PROBLEM STATEMENT:
Exclude the pictures and return every line exactly as written.
═══ MATERIAL
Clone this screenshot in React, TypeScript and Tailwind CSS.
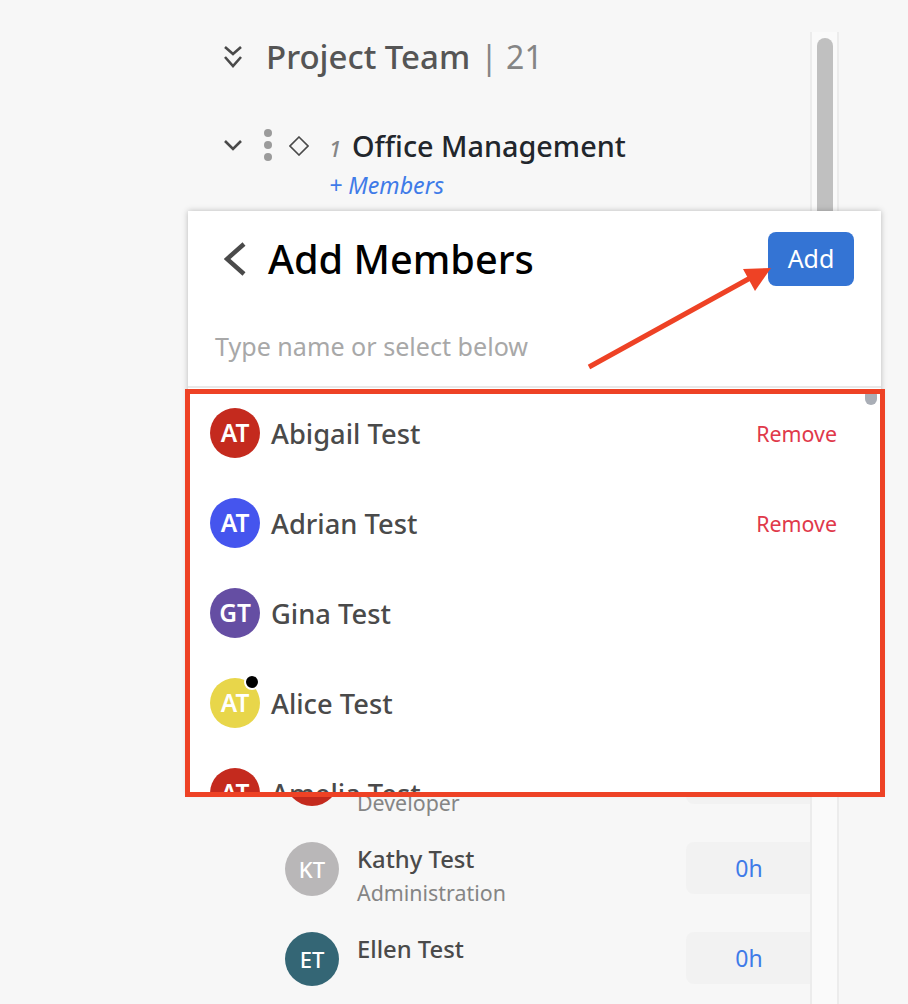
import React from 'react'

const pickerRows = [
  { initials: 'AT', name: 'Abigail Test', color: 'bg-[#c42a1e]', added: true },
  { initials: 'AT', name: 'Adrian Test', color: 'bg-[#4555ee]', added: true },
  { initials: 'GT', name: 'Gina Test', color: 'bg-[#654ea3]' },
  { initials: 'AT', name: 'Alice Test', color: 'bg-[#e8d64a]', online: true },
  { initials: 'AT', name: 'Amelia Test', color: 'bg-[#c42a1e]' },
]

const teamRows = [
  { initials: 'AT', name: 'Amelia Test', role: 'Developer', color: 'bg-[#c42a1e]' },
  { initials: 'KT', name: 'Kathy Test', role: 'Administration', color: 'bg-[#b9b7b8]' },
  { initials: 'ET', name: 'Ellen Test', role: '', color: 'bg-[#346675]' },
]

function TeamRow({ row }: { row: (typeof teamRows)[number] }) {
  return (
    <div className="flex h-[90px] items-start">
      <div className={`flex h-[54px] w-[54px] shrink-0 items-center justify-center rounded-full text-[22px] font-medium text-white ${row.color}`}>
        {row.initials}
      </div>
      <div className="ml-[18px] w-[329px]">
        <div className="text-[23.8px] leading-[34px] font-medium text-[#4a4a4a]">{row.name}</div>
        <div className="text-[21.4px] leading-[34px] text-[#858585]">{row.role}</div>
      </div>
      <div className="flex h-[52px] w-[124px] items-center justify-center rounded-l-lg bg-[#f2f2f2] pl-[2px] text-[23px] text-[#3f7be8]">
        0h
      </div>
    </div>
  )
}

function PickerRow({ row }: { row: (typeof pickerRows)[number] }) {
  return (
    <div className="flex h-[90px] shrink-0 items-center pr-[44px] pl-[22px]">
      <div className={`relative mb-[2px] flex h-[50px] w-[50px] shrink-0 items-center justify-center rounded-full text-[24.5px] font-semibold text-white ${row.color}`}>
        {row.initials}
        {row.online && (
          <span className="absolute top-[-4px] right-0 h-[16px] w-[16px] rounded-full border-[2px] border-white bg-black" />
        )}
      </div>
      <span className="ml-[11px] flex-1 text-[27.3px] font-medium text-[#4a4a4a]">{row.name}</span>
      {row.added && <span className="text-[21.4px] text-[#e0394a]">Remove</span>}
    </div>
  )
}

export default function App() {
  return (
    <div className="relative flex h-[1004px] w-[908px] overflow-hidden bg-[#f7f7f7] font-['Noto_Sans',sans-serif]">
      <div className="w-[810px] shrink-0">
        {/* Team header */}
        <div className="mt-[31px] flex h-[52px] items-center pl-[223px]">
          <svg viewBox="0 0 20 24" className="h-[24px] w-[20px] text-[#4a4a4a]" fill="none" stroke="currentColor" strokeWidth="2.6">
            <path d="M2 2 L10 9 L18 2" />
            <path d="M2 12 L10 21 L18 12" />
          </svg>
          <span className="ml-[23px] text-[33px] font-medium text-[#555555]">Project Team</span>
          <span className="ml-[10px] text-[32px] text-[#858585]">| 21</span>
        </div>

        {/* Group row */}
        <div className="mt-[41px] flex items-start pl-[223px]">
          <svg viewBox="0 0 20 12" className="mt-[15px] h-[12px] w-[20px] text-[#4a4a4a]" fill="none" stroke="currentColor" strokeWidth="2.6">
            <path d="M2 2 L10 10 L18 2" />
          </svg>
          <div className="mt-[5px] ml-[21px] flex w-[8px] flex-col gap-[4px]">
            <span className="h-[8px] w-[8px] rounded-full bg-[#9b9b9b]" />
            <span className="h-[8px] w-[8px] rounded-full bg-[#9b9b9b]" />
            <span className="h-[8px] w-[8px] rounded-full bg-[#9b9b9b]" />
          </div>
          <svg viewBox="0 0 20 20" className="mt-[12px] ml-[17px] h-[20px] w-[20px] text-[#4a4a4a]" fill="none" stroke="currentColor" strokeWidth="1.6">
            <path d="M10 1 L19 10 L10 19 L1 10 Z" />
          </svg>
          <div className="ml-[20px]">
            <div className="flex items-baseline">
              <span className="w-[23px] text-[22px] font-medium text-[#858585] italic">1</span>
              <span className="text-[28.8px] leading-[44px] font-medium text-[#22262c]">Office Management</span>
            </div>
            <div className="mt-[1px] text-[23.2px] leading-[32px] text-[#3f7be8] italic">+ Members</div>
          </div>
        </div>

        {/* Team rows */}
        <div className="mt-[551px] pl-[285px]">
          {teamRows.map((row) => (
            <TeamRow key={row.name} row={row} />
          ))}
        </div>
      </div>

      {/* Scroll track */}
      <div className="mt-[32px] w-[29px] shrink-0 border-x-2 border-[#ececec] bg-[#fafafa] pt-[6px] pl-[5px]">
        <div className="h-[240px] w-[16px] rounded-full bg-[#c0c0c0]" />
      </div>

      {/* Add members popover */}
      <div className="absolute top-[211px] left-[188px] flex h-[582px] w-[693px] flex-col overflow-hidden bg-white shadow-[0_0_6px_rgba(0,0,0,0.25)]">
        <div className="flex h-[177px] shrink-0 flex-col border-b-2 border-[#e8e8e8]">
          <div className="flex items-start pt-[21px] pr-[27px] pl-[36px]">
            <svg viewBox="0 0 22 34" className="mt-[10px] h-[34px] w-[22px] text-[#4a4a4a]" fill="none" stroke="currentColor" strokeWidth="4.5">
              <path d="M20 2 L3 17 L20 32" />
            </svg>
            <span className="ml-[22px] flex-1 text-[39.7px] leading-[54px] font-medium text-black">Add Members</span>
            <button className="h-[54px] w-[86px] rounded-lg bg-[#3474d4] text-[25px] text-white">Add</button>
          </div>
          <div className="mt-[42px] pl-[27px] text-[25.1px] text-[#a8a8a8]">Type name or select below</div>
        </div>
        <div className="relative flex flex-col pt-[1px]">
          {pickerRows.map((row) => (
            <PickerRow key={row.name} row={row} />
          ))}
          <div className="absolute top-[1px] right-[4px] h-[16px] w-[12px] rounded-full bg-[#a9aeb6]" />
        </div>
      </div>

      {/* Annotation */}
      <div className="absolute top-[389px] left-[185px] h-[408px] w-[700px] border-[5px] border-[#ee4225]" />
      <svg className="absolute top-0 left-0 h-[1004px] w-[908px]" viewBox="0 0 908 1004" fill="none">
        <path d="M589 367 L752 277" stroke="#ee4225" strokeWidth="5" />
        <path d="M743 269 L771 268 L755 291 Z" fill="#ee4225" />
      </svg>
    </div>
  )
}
══════
SOLUTION TO THIS EXERCISE:
Clone this screenshot in React, TypeScript and Tailwind CSS.
import React from 'react'

const pickerRows = [
  { initials: 'AT', name: 'Abigail Test', color: 'bg-[#c42a1e]', added: true },
  { initials: 'AT', name: 'Adrian Test', color: 'bg-[#4555ee]', added: true },
  { initials: 'GT', name: 'Gina Test', color: 'bg-[#654ea3]' },
  { initials: 'AT', name: 'Alice Test', color: 'bg-[#e8d64a]', online: true },
  { initials: 'AT', name: 'Amelia Test', color: 'bg-[#c42a1e]' },
]

const teamRows = [
  { initials: 'AT', name: 'Amelia Test', role: 'Developer', color: 'bg-[#c42a1e]' },
  { initials: 'KT', name: 'Kathy Test', role: 'Administration', color: 'bg-[#b9b7b8]' },
  { initials: 'ET', name: 'Ellen Test', role: '', color: 'bg-[#346675]' },
]

function TeamRow({ row }: { row: (typeof teamRows)[number] }) {
  return (
    <div className="flex h-[90px] items-start">
      <div className={`flex h-[54px] w-[54px] shrink-0 items-center justify-center rounded-full text-[22px] font-medium text-white ${row.color}`}>
        {row.initials}
      </div>
      <div className="ml-[18px] w-[329px]">
        <div className="text-[23.8px] leading-[34px] font-medium text-[#4a4a4a]">{row.name}</div>
        <div className="text-[21.4px] leading-[34px] text-[#858585]">{row.role}</div>
      </div>
      <div className="flex h-[52px] w-[124px] items-center justify-center rounded-l-lg bg-[#f2f2f2] pl-[2px] text-[23px] text-[#3f7be8]">
        0h
      </div>
    </div>
  )
}

function PickerRow({ row }: { row: (typeof pickerRows)[number] }) {
  return (
    <div className="flex h-[90px] shrink-0 items-center pr-[44px] pl-[22px]">
      <div className={`relative mb-[2px] flex h-[50px] w-[50px] shrink-0 items-center justify-center rounded-full text-[24.5px] font-semibold text-white ${row.color}`}>
        {row.initials}
        {row.online && (
          <span className="absolute top-[-4px] right-0 h-[16px] w-[16px] rounded-full border-[2px] border-white bg-black" />
        )}
      </div>
      <span className="ml-[11px] flex-1 text-[27.3px] font-medium text-[#4a4a4a]">{row.name}</span>
      {row.added && <span className="text-[21.4px] text-[#e0394a]">Remove</span>}
    </div>
  )
}

export default function App() {
  return (
    <div className="relative flex h-[1004px] w-[908px] overflow-hidden bg-[#f7f7f7] font-['Noto_Sans',sans-serif]">
      <div className="w-[810px] shrink-0">
        {/* Team header */}
        <div className="mt-[31px] flex h-[52px] items-center pl-[223px]">
          <svg viewBox="0 0 20 24" className="h-[24px] w-[20px] text-[#4a4a4a]" fill="none" stroke="currentColor" strokeWidth="2.6">
            <path d="M2 2 L10 9 L18 2" />
            <path d="M2 12 L10 21 L18 12" />
          </svg>
          <span className="ml-[23px] text-[33px] font-medium text-[#555555]">Project Team</span>
          <span className="ml-[10px] text-[32px] text-[#858585]">| 21</span>
        </div>

        {/* Group row */}
        <div className="mt-[41px] flex items-start pl-[223px]">
          <svg viewBox="0 0 20 12" className="mt-[15px] h-[12px] w-[20px] text-[#4a4a4a]" fill="none" stroke="currentColor" strokeWidth="2.6">
            <path d="M2 2 L10 10 L18 2" />
          </svg>
          <div className="mt-[5px] ml-[21px] flex w-[8px] flex-col gap-[4px]">
            <span className="h-[8px] w-[8px] rounded-full bg-[#9b9b9b]" />
            <span className="h-[8px] w-[8px] rounded-full bg-[#9b9b9b]" />
            <span className="h-[8px] w-[8px] rounded-full bg-[#9b9b9b]" />
          </div>
          <svg viewBox="0 0 20 20" className="mt-[12px] ml-[17px] h-[20px] w-[20px] text-[#4a4a4a]" fill="none" stroke="currentColor" strokeWidth="1.6">
            <path d="M10 1 L19 10 L10 19 L1 10 Z" />
          </svg>
          <div className="ml-[20px]">
            <div className="flex items-baseline">
              <span className="w-[23px] text-[22px] font-medium text-[#858585] italic">1</span>
              <span className="text-[28.8px] leading-[44px] font-medium text-[#22262c]">Office Management</span>
            </div>
            <div className="mt-[1px] text-[23.2px] leading-[32px] text-[#3f7be8] italic">+ Members</div>
          </div>
        </div>

        {/* Team rows */}
        <div className="mt-[551px] pl-[285px]">
          {teamRows.map((row) => (
            <TeamRow key={row.name} row={row} />
          ))}
        </div>
      </div>

      {/* Scroll track */}
      <div className="mt-[32px] w-[29px] shrink-0 border-x-2 border-[#ececec] bg-[#fafafa] pt-[6px] pl-[5px]">
        <div className="h-[240px] w-[16px] rounded-full bg-[#c0c0c0]" />
      </div>

      {/* Add members popover */}
      <div className="absolute top-[211px] left-[188px] flex h-[582px] w-[693px] flex-col overflow-hidden bg-white shadow-[0_0_6px_rgba(0,0,0,0.25)]">
        <div className="flex h-[177px] shrink-0 flex-col border-b-2 border-[#e8e8e8]">
          <div className="flex items-start pt-[21px] pr-[27px] pl-[36px]">
            <svg viewBox="0 0 22 34" className="mt-[10px] h-[34px] w-[22px] text-[#4a4a4a]" fill="none" stroke="currentColor" strokeWidth="4.5">
              <path d="M20 2 L3 17 L20 32" />
            </svg>
            <span className="ml-[22px] flex-1 text-[39.7px] leading-[54px] font-medium text-black">Add Members</span>
            <button className="h-[54px] w-[86px] rounded-lg bg-[#3474d4] text-[25px] text-white">Add</button>
          </div>
          <div className="mt-[42px] pl-[27px] text-[25.1px] text-[#a8a8a8]">Type name or select below</div>
        </div>
        <div className="relative flex flex-col pt-[1px]">
          {pickerRows.map((row) => (
            <PickerRow key={row.name} row={row} />
          ))}
          <div className="absolute top-[1px] right-[4px] h-[16px] w-[12px] rounded-full bg-[#a9aeb6]" />
        </div>
      </div>

      {/* Annotation */}
      <div className="absolute top-[389px] left-[185px] h-[408px] w-[700px] border-[5px] border-[#ee4225]" />
      <svg className="absolute top-0 left-0 h-[1004px] w-[908px]" viewBox="0 0 908 1004" fill="none">
        <path d="M589 367 L752 277" stroke="#ee4225" strokeWidth="5" />
        <path d="M743 269 L771 268 L755 291 Z" fill="#ee4225" />
      </svg>
    </div>
  )
}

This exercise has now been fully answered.